In a market, financial considerations are paramount, even without “rapacious” shareholders. The beauty of the old NHS and the reason why for neoliberals, it has always had a target painted on its back, is that it removed a need everyone has – healthcare - from the market. It wasn’t only non-profit, it was, more importantly, non-market.
Leys and Player give an illustration in their book. They talk about a US Health Maintenance Organisation (HMO) settling “criminal charges for discharging a 63-year old patient and then dumping her on the street in a hospital gown in a run-down area of Los Angeles”.
The HMO in question was Kaiser Permanente, a non-profit organisation.
The absence of shareholders did not, according to the authors, stop this particular organisation avoid taking on high risk, costly patients. It was reported, they say, “cherry-picking whole communities by closing down facilities in areas of high deprivation to avoid the cost of having to provide services to uninsured victims of accidents or gunshots and other emergencies that are more common in deprived areas.”
It’s not as if the UK government is unaware of the results of what it is doing. In 2003, the UK Treasury published a document on why a market in health was not a good idea.
Price signals don’t work, the consumer doesn’t have the necessary knowledge, there is a risk of over-treatment, a potential abuse of monopoly power and it’s hard to let hospitals go bust.
Actually the risk of over-treatment, or over-selling is present in any market. It’s just in health the consumer is in less of a position to argue (‘no I don’t need that craniotomy’).
In markets, especially markets populated by profit-maximising corporations, over-selling is inherent. As the economist Harry Shutt has pointed out, the customer is not always King, but there to buy as much as h/she can be persuaded to buy. It’s why markets are unavoidably anti-ecological. There are inherently unlimited.

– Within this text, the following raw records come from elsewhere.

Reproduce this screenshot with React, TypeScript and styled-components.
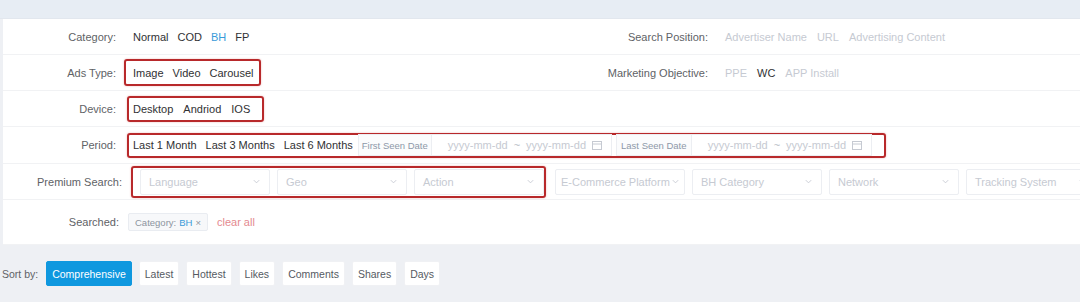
import React from "react";
import styled, { createGlobalStyle } from "styled-components";

const Global = createGlobalStyle`
  html, body { margin: 0; padding: 0; background: #eef0f4; }
  body { font-family: "Liberation Sans", Arial, sans-serif; font-size: 11px; color: #303133; }
`;

const Page = styled.div`
  width: 1080px;
  height: 302px;
  overflow: hidden;
  background: #eef0f4;
`;

const TopStrip = styled.div`
  height: 18px;
  background: #e7edf4;
  border-bottom: 1px solid #e2e7ee;
`;

const Panel = styled.div`
  margin-left: 3px;
  background: #fff;
`;

const Row = styled.div<{ $h?: number }>`
  display: flex;
  align-items: center;
  height: ${(p) => p.$h ?? 36}px;
  border-bottom: 1px solid #f1f2f4;
  box-sizing: border-box;
`;

const Half = styled.div<{ $w?: number }>`
  display: flex;
  align-items: center;
  ${(p) => (p.$w ? `width: ${p.$w}px;` : "flex: 1;")}
`;

const Label = styled.div<{ $w: number; $gap: number }>`
  width: ${(p) => p.$w}px;
  margin-right: ${(p) => p.$gap}px;
  text-align: right;
  color: #606266;
  white-space: nowrap;
  flex-shrink: 0;
`;

const Options = styled.div<{ $gap?: number }>`
  display: flex;
  align-items: center;
  gap: ${(p) => p.$gap ?? 9}px;
  white-space: nowrap;
`;

const Opt = styled.span<{ $tone?: "active" | "muted" | "normal" }>`
  line-height: 18px;
  color: ${(p) =>
    p.$tone === "active" ? "#3a9bd9" : p.$tone === "muted" ? "#c6cad2" : "#303133"};
`;

const Highlight = styled.div<{ $l: number; $r: number; $h: number }>`
  display: flex;
  align-items: center;
  box-sizing: border-box;
  height: ${(p) => p.$h}px;
  border: 2px solid #b8292b;
  border-radius: 3px;
  box-shadow: 0 0 2px rgba(200, 40, 40, 0.35);
  padding: 0 ${(p) => p.$r}px 0 ${(p) => p.$l}px;
  margin-left: -${(p) => p.$l + 2}px;
  margin-right: -${(p) => p.$r + 2}px;
`;

const DateGroup = styled.div`
  display: flex;
  align-items: center;
  margin-left: 5px;
  gap: 4px;
`;

const DateField = styled.div`
  display: flex;
  align-items: stretch;
  height: 22px;
`;

const Prefix = styled.div<{ $w: number }>`
  width: ${(p) => p.$w}px;
  box-sizing: border-box;
  display: flex;
  align-items: center;
  justify-content: center;
  font-size: 9.5px;
  color: #8d98a8;
  border: 1px solid #eceef2;
  background: #fbfcfd;
  white-space: nowrap;
`;

const Range = styled.div`
  width: 180px;
  box-sizing: border-box;
  display: flex;
  align-items: center;
  padding-left: 16px;
  border: 1px solid #eceef2;
  border-left: none;
  color: #c6cad2;
  gap: 6px;
`;

const Tilde = styled.span`
  color: #b7bcc5;
`;

const Selects = styled.div<{ $offset?: number }>`
  display: flex;
  align-items: center;
  gap: 7px;
  margin-left: ${(p) => p.$offset ?? 0}px;
`;

const Select = styled.div<{ $tight?: boolean }>`
  width: 130px;
  height: 26px;
  box-sizing: border-box;
  flex-shrink: 0;
  display: flex;
  align-items: center;
  justify-content: space-between;
  padding: ${(p) => (p.$tight ? "0 4px 0 5px" : "0 8px")};
  border: 1px solid #eceef2;
  border-radius: 2px;
  color: #c6cad2;
  white-space: nowrap;
  overflow: hidden;
`;

const Tag = styled.span`
  display: inline-flex;
  align-items: center;
  gap: 3px;
  height: 18px;
  box-sizing: border-box;
  padding: 0 6px;
  border: 1px solid #e9ecf1;
  background: #f7f8fa;
  border-radius: 2px;
  font-size: 9.5px;
  color: #8d949e;
`;

const TagValue = styled.span`
  color: #3a9bd9;
`;

const ClearAll = styled.span`
  margin-left: 9px;
  color: #e48a90;
`;

const SortBar = styled.div`
  display: flex;
  align-items: center;
  gap: 7px;
  margin-top: 16px;
  padding-left: 2px;
`;

const SortLabel = styled.span`
  color: #606266;
  font-size: 10.5px;
  margin-right: 1px;
`;

const SortBtn = styled.span<{ $active?: boolean }>`
  display: inline-flex;
  align-items: center;
  height: 23px;
  padding: 0 5px;
  font-size: 10.5px;
  border-radius: 2px;
  background: ${(p) => (p.$active ? "#0f98df" : "#fff")};
  color: ${(p) => (p.$active ? "#fff" : "#555a62")};
  border: 1px solid ${(p) => (p.$active ? "#0f98df" : "#f0f1f4")};
`;

const Chevron = () => (
  <svg width="9" height="9" viewBox="0 0 10 10" style={{ flexShrink: 0 }}>
    <path d="M2 3.5 L5 6.5 L8 3.5" fill="none" stroke="#c6cad2" strokeWidth="1" />
  </svg>
);

const Calendar = () => (
  <svg width="10" height="10" viewBox="0 0 10 10">
    <rect x="0.5" y="1.5" width="9" height="8" fill="none" stroke="#c6cad2" strokeWidth="1" />
    <line x1="0.5" y1="4" x2="9.5" y2="4" stroke="#c6cad2" strokeWidth="1" />
  </svg>
);

const DateRange = ({ label, w }: { label: string; w: number }) => (
  <DateField>
    <Prefix $w={w}>{label}</Prefix>
    <Range>
      <span>yyyy-mm-dd</span>
      <Tilde>~</Tilde>
      <span>yyyy-mm-dd</span>
      <Calendar />
    </Range>
  </DateField>
);

const selects = [
  "Language",
  "Geo",
  "Action",
  "E-Commerce Platform",
  "BH Category",
  "Network",
  "Tracking System",
];

const SelectBox = ({ name }: { name: string }) => (
  <Select $tight={name.length > 16}>
    <span>{name}</span>
    <Chevron />
  </Select>
);

export default function App() {
  return (
    <Page>
      <Global />
      <TopStrip />
      <Panel>
        <Row>
          <Half $w={540}>
            <Label $w={113} $gap={17}>Category:</Label>
            <Options>
              <Opt>Normal</Opt>
              <Opt>COD</Opt>
              <Opt $tone="active">BH</Opt>
              <Opt>FP</Opt>
            </Options>
          </Half>
          <Half>
            <Label $w={165} $gap={17}>Search Position:</Label>
            <Options $gap={10}>
              <Opt $tone="muted">Advertiser Name</Opt>
              <Opt $tone="muted">URL</Opt>
              <Opt $tone="muted">Advertising Content</Opt>
            </Options>
          </Half>
        </Row>
        <Row>
          <Half $w={540}>
            <Label $w={113} $gap={17}>Ads Type:</Label>
            <Highlight $l={7} $r={5} $h={27}>
              <Options>
                <Opt>Image</Opt>
                <Opt>Video</Opt>
                <Opt>Carousel</Opt>
              </Options>
            </Highlight>
          </Half>
          <Half>
            <Label $w={165} $gap={17}>Marketing Objective:</Label>
            <Options $gap={10}>
              <Opt $tone="muted">PPE</Opt>
              <Opt>WC</Opt>
              <Opt $tone="muted">APP Install</Opt>
            </Options>
          </Half>
        </Row>
        <Row>
          <Label $w={113} $gap={17}>Device:</Label>
          <Highlight $l={4} $r={12} $h={26}>
            <Options $gap={10}>
              <Opt>Desktop</Opt>
              <Opt>Andriod</Opt>
              <Opt>IOS</Opt>
            </Options>
          </Highlight>
        </Row>
        <Row $h={37}>
          <Label $w={113} $gap={17}>Period:</Label>
          <Highlight $l={4} $r={12} $h={25}>
            <Options>
              <Opt>Last 1 Month</Opt>
              <Opt>Last 3 Months</Opt>
              <Opt>Last 6 Months</Opt>
            </Options>
            <DateGroup>
              <DateRange label="First Seen Date" w={74} />
              <DateRange label="Last Seen Date" w={76} />
            </DateGroup>
          </Highlight>
        </Row>
        <Row>
          <Label $w={119} $gap={18}>Premium Search:</Label>
          <Highlight $l={7} $r={0} $h={32}>
            <Selects>
              {selects.slice(0, 3).map((s) => (
                <SelectBox key={s} name={s} />
              ))}
            </Selects>
          </Highlight>
          <Selects $offset={11}>
            {selects.slice(3).map((s) => (
              <SelectBox key={s} name={s} />
            ))}
          </Selects>
        </Row>
        <Row $h={45}>
          <Label $w={116} $gap={9}>Searched:</Label>
          <Tag>
            Category: <TagValue>BH</TagValue> ×
          </Tag>
          <ClearAll>clear all</ClearAll>
        </Row>
      </Panel>
      <SortBar>
        <SortLabel>Sort by:</SortLabel>
        <SortBtn $active>Comprehensive</SortBtn>
        <SortBtn>Latest</SortBtn>
        <SortBtn>Hottest</SortBtn>
        <SortBtn>Likes</SortBtn>
        <SortBtn>Comments</SortBtn>
        <SortBtn>Shares</SortBtn>
        <SortBtn>Days</SortBtn>
      </SortBar>
    </Page>
  );
}
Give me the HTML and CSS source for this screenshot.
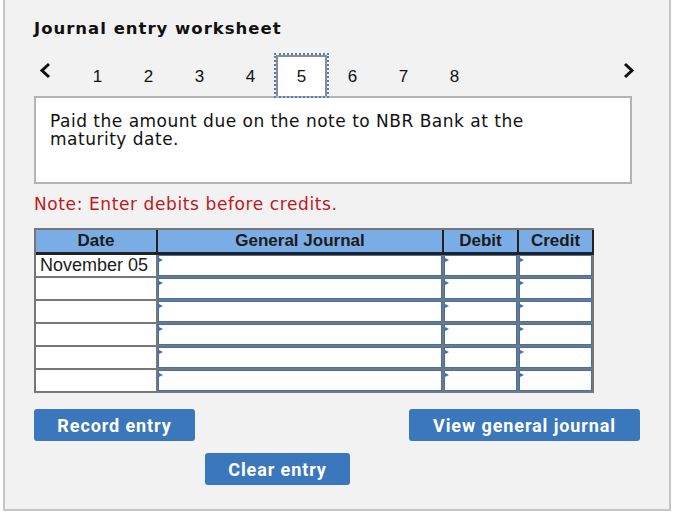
FILE: index.html
```html
<!DOCTYPE html>
<html>
<head>
    <title>Journal entry worksheet</title>
    <link rel="stylesheet" href="styles.css">
</head>
<body>
    <div class="panel">
        <h2 class="title">Journal entry worksheet</h2>

        <div class="pager">
            <span class="chevron prev">
                <svg width="12" height="17" viewBox="0 0 12 17"><polyline points="10,2 3,8.5 10,15" fill="none" stroke="#111" stroke-width="3"/></svg>
            </span>
            <span class="tab">1</span>
            <span class="tab">2</span>
            <span class="tab">3</span>
            <span class="tab">4</span>
            <span class="tab active">5</span>
            <span class="tab">6</span>
            <span class="tab">7</span>
            <span class="tab">8</span>
            <span class="chevron next">
                <svg width="12" height="17" viewBox="0 0 12 17"><polyline points="2,2 9,8.5 2,15" fill="none" stroke="#111" stroke-width="3"/></svg>
            </span>
        </div>

        <div class="description">
            Paid the amount due on the note to NBR Bank at the maturity date.
        </div>

        <p class="note">Note: Enter debits before credits.</p>

        <table class="journal">
            <colgroup>
                <col class="col-date">
                <col class="col-account">
                <col class="col-amount">
                <col class="col-amount">
            </colgroup>
            <thead>
                <tr>
                    <th>Date</th>
                    <th>General Journal</th>
                    <th>Debit</th>
                    <th>Credit</th>
                </tr>
            </thead>
            <tbody>
                <tr>
                    <td class="date">November 05</td>
                    <td><span class="field"></span></td>
                    <td><span class="field"></span></td>
                    <td><span class="field"></span></td>
                </tr>
                <tr>
                    <td class="date"></td>
                    <td><span class="field"></span></td>
                    <td><span class="field"></span></td>
                    <td><span class="field"></span></td>
                </tr>
                <tr>
                    <td class="date"></td>
                    <td><span class="field"></span></td>
                    <td><span class="field"></span></td>
                    <td><span class="field"></span></td>
                </tr>
                <tr>
                    <td class="date"></td>
                    <td><span class="field"></span></td>
                    <td><span class="field"></span></td>
                    <td><span class="field"></span></td>
                </tr>
                <tr>
                    <td class="date"></td>
                    <td><span class="field"></span></td>
                    <td><span class="field"></span></td>
                    <td><span class="field"></span></td>
                </tr>
                <tr>
                    <td class="date"></td>
                    <td><span class="field"></span></td>
                    <td><span class="field"></span></td>
                    <td><span class="field"></span></td>
                </tr>
            </tbody>
        </table>

        <div class="actions">
            <button class="btn-record">Record entry</button>
            <button class="btn-view">View general journal</button>
        </div>
        <div class="actions second">
            <button class="btn-clear">Clear entry</button>
        </div>
    </div>
</body>
</html>
```

FILE: styles.css
```css
body {
    margin: 0;
    background-color: #fff;
    font-family: "DejaVu Sans", Verdana, sans-serif;
    color: #111;
}
.panel {
    box-sizing: border-box;
    width: 668px;
    margin-left: 3px;
    padding: 20px 0 24px 29px;
    background-color: #f2f2f2;
    border: 2px solid #c6c6c6;
    border-top: none;
}
.title {
    margin: 0;
    font-size: 16.5px;
    line-height: 18px;
    font-weight: bold;
    letter-spacing: 1px;
}
.pager {
    display: flex;
    align-items: center;
    width: 598px;
    height: 41px;
    margin-top: 17px;
    font-family: "Liberation Sans", Arial, sans-serif;
    font-size: 17px;
}
.chevron {
    display: flex;
    align-self: flex-start;
    margin-top: 7px;
}
.chevron.prev {
    margin-left: 5px;
    margin-right: 21px;
}
.chevron.next {
    margin-left: auto;
    margin-right: -3px;
}
.tab {
    box-sizing: border-box;
    width: 51px;
    height: 41px;
    display: flex;
    align-items: center;
    justify-content: center;
    padding-top: 1px;
    border: 2px solid transparent;
    border-bottom: none;
}
.tab.active {
    background-color: #fff;
    border-color: #8c8c8c;
    outline: 2px dotted #4a80c8;
}
.description {
    box-sizing: border-box;
    width: 598px;
    height: 88px;
    padding: 14px 60px 0 14px;
    background-color: #fff;
    border: 2px solid #b4b4b4;
    font-size: 17px;
    line-height: 18px;
    letter-spacing: 0.5px;
}
.note {
    margin: 11px 0 0;
    color: #c0171d;
    font-size: 17px;
    line-height: 18px;
    letter-spacing: 0.6px;
}
.journal {
    margin-top: 15px;
    width: 560px;
    table-layout: fixed;
    border-collapse: separate;
    border-spacing: 0;
    border-top: 2px solid #777;
    border-left: 2px solid #777;
    font-family: "Liberation Sans", Arial, sans-serif;
    color: #1b1b1b;
}
.col-date {
    width: 122px;
}
.col-account {
    width: 286px;
}
.col-amount {
    width: 75px;
}
.journal th {
    height: 22px;
    padding: 0;
    background-color: #7aade5;
    border-right: 2px solid #222;
    border-bottom: 3px solid #222;
    font-size: 17px;
    line-height: 22px;
    font-weight: bold;
    text-align: center;
}
.journal td {
    height: 21px;
    padding: 0;
    background-color: #fff;
    border-right: 2px solid #777;
    border-bottom: 2px solid #777;
}
.journal td.date {
    padding-left: 4px;
    font-size: 18px;
    line-height: 21px;
    white-space: nowrap;
}
.field {
    position: relative;
    display: block;
    box-sizing: border-box;
    height: 21px;
    border: 1px solid #3b72b9;
    background-color: #fff;
}
.field::before {
    content: "";
    position: absolute;
    top: 2px;
    left: 0;
    border-left: 4px solid #3b72b9;
    border-top: 2.5px solid transparent;
    border-bottom: 2.5px solid transparent;
}
.actions {
    display: flex;
    justify-content: space-between;
    width: 606px;
    margin-top: 16px;
}
.actions.second {
    box-sizing: border-box;
    margin-top: 12px;
    padding-left: 171px;
}
button {
    height: 32px;
    padding: 0;
    background-color: #3b77bc;
    color: white;
    border: none;
    border-radius: 3px;
    font-family: Roboto, "Liberation Sans", sans-serif;
    font-size: 18px;
    font-weight: bold;
    letter-spacing: 0.9px;
    cursor: pointer;
}
.btn-record {
    width: 161px;
}
.btn-view {
    width: 231px;
}
.btn-clear {
    width: 145px;
}
```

But genuine markets are also risky. If you don’t succeed you go under. Leys and Player say that the NHS is being privatised. But it is a specific kind of privatisation. The companies involved don’t covet real risk. What they want – and are getting – is low risk procedures (the difficult things like intensive care are someone else’s problem) coupled with a guaranteed inflow of tax, from the every-suffering, though thus far, compliant, UK taxpayer. The English NHS is, in American parlance, a single payer system.
“The private health industry is not interested in a purely private market,” said Allyson Pollock in NHS plc. “Its interests lie in becoming for-profit providers in a basic health system funded out of taxation, while also providing, for additional fees or co-payments, a much higher quality of service for those who can pay for it.”
The most apt comparison – and the original Health and Social Care Bill makes this explicit – is with the UK railway system. The railways aren’t privatised, they are contracted out by the state to profit-making private companies. The result has been that the service has declined, the price of tickets has shot up and the cost to the taxpayer of funding the system has risen by five times. But the East Coast Mainline is not going to close if passenger numbers drop and if numbers do decline the government will step with a handy top-up from guess who?
Scotland and Wales have shown, Leys and Player would argue, the NHS doesn’t have to turn into a “low risk playground” healthcare corporations. It’s not inevitable and it can be resisted.
But is the only alternative fighting a defensive battle? The corporations in question – mostly American – are only doing what, from their inevitably self-interested perspective, is only possible course of action. Find new sources of revenue. They aren’t going to stop.
Maybe the problem needs to be addressed at its source.